To find the particle positions, the program takes the brightness-weighted average position of each particle, identified in the previous step. If we view the particle intensities as a distribution, we can think of the position as the first moment of the positions:
< x_i > = sum_n (x_i)_i b_n / ( sum_n b_n )
where <x_i> is the i^th component of the particle position, (x_i)_n is the i^th component of the position of the n^th voxel, and b_n is the brightness of the n_th voxel. While people have shown that this is not the most accurate or unbiased method for finding particle positions, I've found experimentally that it gives reasonably good (subpixel) accuracy.
To find the particle orientations, instead of looking at a first-order moment of the distribution, we look at the second-order moment, or the covariance matrix, defined in component form by
C_ij = sum_n [ (x_i)_n - <x_i> ] * [ (x_j)_n - <x_j> ] * b_n / ( sum_n b_n )
The covariance matrix is a rank two symmetric tensor in d dimensions. As such, it will have d eigenvalues and d orthogonal eigenvectors. In principle, the eigenvalues of the covariance matrix should be independent of orientation and the eigenvectors should rotate with the particle, since the covariance matrix is a geometric object. This suggests that we can identify the sorted eigenvectors with the particle's orientation -- for a rodlike particle, the eigenvector with the largest eigenvalue would point along the length of the rod. In practice, however, due to different resolution along each direction and experimental noise, the eigenvalues fluctuate noticeably with particle orientation. Nevertheless, I have found that the principle eigenvector (orientation) is well-characterized. For dimers (aspect ratio ~2) the experimental uncertainty in the orientation is about 5 degrees, which is mostly from the finite number of voxels in the dimer. All else equal, the featuring of longer aspect ratio particles should be more precise.

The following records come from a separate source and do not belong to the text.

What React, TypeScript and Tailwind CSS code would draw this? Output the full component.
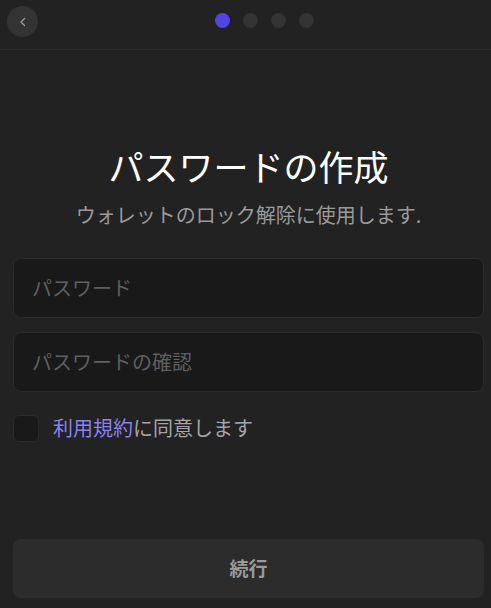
import React from "react";

export default function App() {
  return (
    <div
      className="w-[491px] h-[608px] bg-[#222222] flex flex-col overflow-hidden"
      style={{ fontFamily: '"Noto Sans CJK JP", "Noto Sans", sans-serif' }}
    >
      <header className="h-[50px] shrink-0 relative flex items-center justify-center border-b border-[#2c2c2c]">
        <button className="absolute left-[7px] top-[6px] w-[31px] h-[31px] rounded-full bg-[#333333] flex items-center justify-center text-[#9a9a9a]">
          <svg width="12" height="12" viewBox="0 0 24 24" fill="none" stroke="currentColor" strokeWidth="2.5" strokeLinecap="round" strokeLinejoin="round">
            <path d="M15 5l-7 7 7 7" />
          </svg>
        </button>
        <div className="flex items-center gap-[13px] -mt-[8px] ml-[37px]">
          <span className="w-[15px] h-[15px] rounded-full bg-[#5046e4]" />
          <span className="w-[15px] h-[15px] rounded-full bg-[#333333]" />
          <span className="w-[15px] h-[15px] rounded-full bg-[#333333]" />
          <span className="w-[15px] h-[15px] rounded-full bg-[#333333]" />
        </div>
      </header>

      <main className="flex-1 flex flex-col pl-[13px] pr-[7px]">
        <h1 className="mt-[94px] text-center text-[35px] leading-[44px] text-white">パスワードの作成</h1>
        <p className="mt-[13px] text-center text-[20px] leading-[28px] text-[#9a9a9a]">
          ウォレットのロック解除に使用します.
        </p>

        <div className="mt-[29px] h-[60px] rounded-[8px] bg-[#191919] border border-[#2b2b2b] flex items-center px-[18px]">
          <span className="text-[20px] text-[#5f5f5f]">パスワード</span>
        </div>
        <div className="mt-[14px] h-[60px] rounded-[8px] bg-[#191919] border border-[#2b2b2b] flex items-center px-[18px]">
          <span className="text-[20px] text-[#5f5f5f]">パスワードの確認</span>
        </div>

        <div className="mt-[21px] flex items-center gap-[14px]">
          <span className="w-[26px] h-[27px] rounded-[6px] bg-[#191919] border border-[#2b2b2b]" />
          <span className="text-[20px] text-[#a5a5a5]">
            <span className="text-[#8a80f2]">利用規約</span>に同意します
          </span>
        </div>

        <div className="flex-1" />

        <button className="mb-[10px] h-[59px] rounded-[8px] bg-[#2c2c2c] text-[19px] font-bold text-[#9a9a9a]">
          続行
        </button>
      </main>
    </div>
  );
}
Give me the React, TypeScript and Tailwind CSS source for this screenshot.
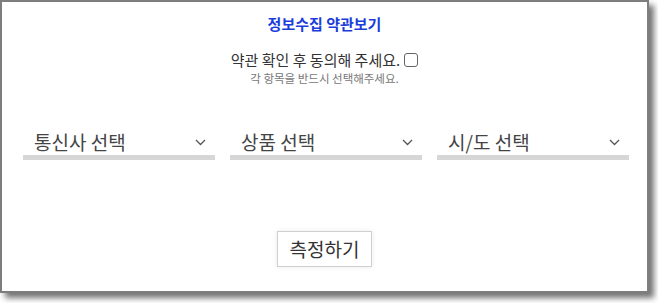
import React from "react"

const font = { fontFamily: '"Noto Sans CJK KR", "Noto Sans", sans-serif' }

function Chevron() {
  return (
    <svg width="11" height="7" viewBox="0 0 11 7" fill="none" className="shrink-0">
      <path d="M1 1l4.5 4.5L10 1" stroke="#555" strokeWidth="1.3" />
    </svg>
  )
}

function SelectBox({ label }: { label: string }) {
  return (
    <div className="w-[192px] flex flex-col">
      <div className="flex items-center justify-between pl-[11px] pr-[9px] h-[26px]">
        <span className="text-[19px] leading-[26px] text-[#444]">{label}</span>
        <Chevron />
      </div>
      <div className="h-[5px] bg-[#d6d6d6]" />
    </div>
  )
}

export default function App() {
  return (
    <div className="w-[658px] h-[303px] bg-white" style={font}>
      <div className="w-[649px] h-[293px] border-2 border-[#7d7d7d] bg-white shadow-[5px_5px_6px_rgba(0,0,0,0.55)] flex flex-col items-center pt-[12px]">
        <h1 className="text-[15px] leading-[20px] font-bold text-[#1c3ddc]">정보수집 약관보기</h1>

        <label className="mt-[16px] flex items-center gap-[4px] text-[15px] leading-[20px] text-[#333]">
          약관 확인 후 동의해 주세요.
          <span className="w-[14px] h-[14px] border border-[#666] rounded-[3px] bg-white" />
        </label>
        <p className="text-[11.5px] leading-[16px] text-[#777]">각 항목을 반드시 선택해주세요.</p>

        <div className="self-start ml-[21px] mt-[43px] flex gap-[15px]">
          <SelectBox label="통신사 선택" />
          <SelectBox label="상품 선택" />
          <SelectBox label="시/도 선택" />
        </div>

        <button className="mt-[71px] w-[95px] h-[36px] border border-[#cfcfcf] bg-white text-[19px] text-[#333] shadow-[0_0_6px_rgba(0,0,0,0.08)]">
          측정하기
        </button>
      </div>
    </div>
  )
}
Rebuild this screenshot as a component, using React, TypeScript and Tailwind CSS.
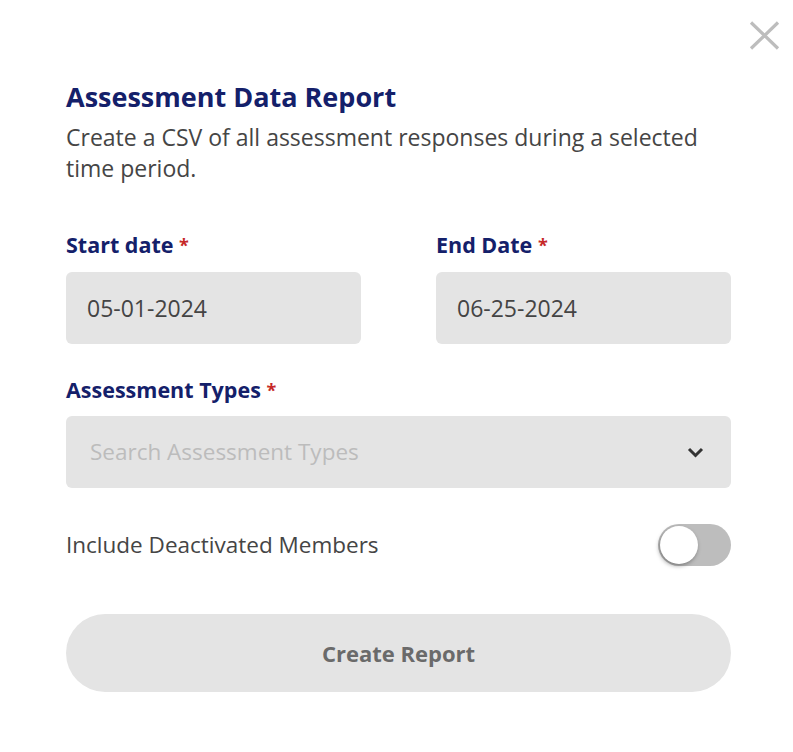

To find the particle positions and orientations with my IDL code, type:
particlePositions = particleLocate( imFilt, thresholdedData, ratio = pixelMicronRatio )
Here imFilt is the noise-filtered image (its voxel brightnesses are used to weight the averages above), thresholdedData is the thresholdedData returned by particleLocate, and pixelMicronRatio is a d-element array of the pixel-to-micron ratio. The program returns the [d*(d+1)+2, N] array particlePositions. Each row (first element) corresponds to the information for each of the N particles found in the d-dimensional image -- i.e. particlePositions[*,0] contains information about particle 0. The first d elements contain the mean position of the particle. The next d^2 elements give information about the particle orientation. Elements d*n to d*(n+1) are the components of the n^th eigenvector, weighted by the square root n^th eigenvalue. The eigenvectors are returned sorted, so that the one with the larger eigenvalue appears first. The final 2 elements are the total brightness of the particle (sum_n b_n) and the number of voxels in the particle.
Suppose we have a dimer located at (x,y,z) = (10,20,30), with orientation n = ( 1/9, 4/9, 8/9 ), and nothing else in the entire image. Then particlePositions is a [3*(3+1) + 2, 1] = [14,1] element array. particlePositions[ [0,1,2] ] will be [10, 20, 30], the (x,y,z) position of the particle. particlePositions[ [3,4,5] ] will be [ a/9, 4*a/9, 8*a/9 ] -- i.e. the particle orientation weighted by a, the magnitude of the largest eigenvalue. If all you're interested in is the dimer's orientation and position, this is all the information you need. ( The rest of the information I keep for distinguishing real particles from artifacts. If your particle was not a dimer, some of the other eigenvectors may be of use. For instance, the orientation of a disk would be contained in the last eigenvector. A completely anisotropic 3D particle, e.g. an ellipsoid with three unequal axes, would have its orientation contained in the first two eigenvectors. )
You can see a video of what one of my featured dimers looks like below:
A couple of quick comments on this method of finding the particle orientation:
1. Finding the orientation via the covariance method will not work for particles of high symmetry. Let's consider a cubic particle with its faces perpendicular to the x,y,z axes. By symmetry, the components along the x-direction will be the same as those along the y- and z- direction.The covariance matrix will then be diagonal in the (x,y,z) basis. Since the covariance matrix is a rank-two tensor, it will then just be a multiple of the identity matrix. In other words, all orientations of a perfect cube will give the same covariance matrix, and you won't be able to find the orientation from the covariance matrix. This will apply to any particle with multiple axes of symmetry -- for instance, you will not be able to find the orientation of a regular tetrahedron or any regular polyhedra this way.
2. On a similar note, the featuring will not distinguish between differences in orientation from n to -n. if a particle's orientation is switched from n to -n the returned orientation will not necessarily change sign, since the covariance matrix does not change with this transformation.
3. Significant distortion along one direction will affect your featured orientations. If you have a confocal with significant distortion along the optical axis, then your particles orientations may be biased along the optical axis, unless you take care to avoid this.
Part IV: Postprocessing and data analysis
At this stage you should have an array of the particle positions and orientations. I have deliberately left the array in a similar format to that returned by Crocker and Grier's feature.pro, so any particle tracking can be done with their routines the same way you would track spherical particles.
If you're interested in the particle's absolute orientation (as opposed to identifying n with -n), for instance to track rotational diffusion, you can pick the correct sign of the particle orientation based on the particle's orientation at the previous time.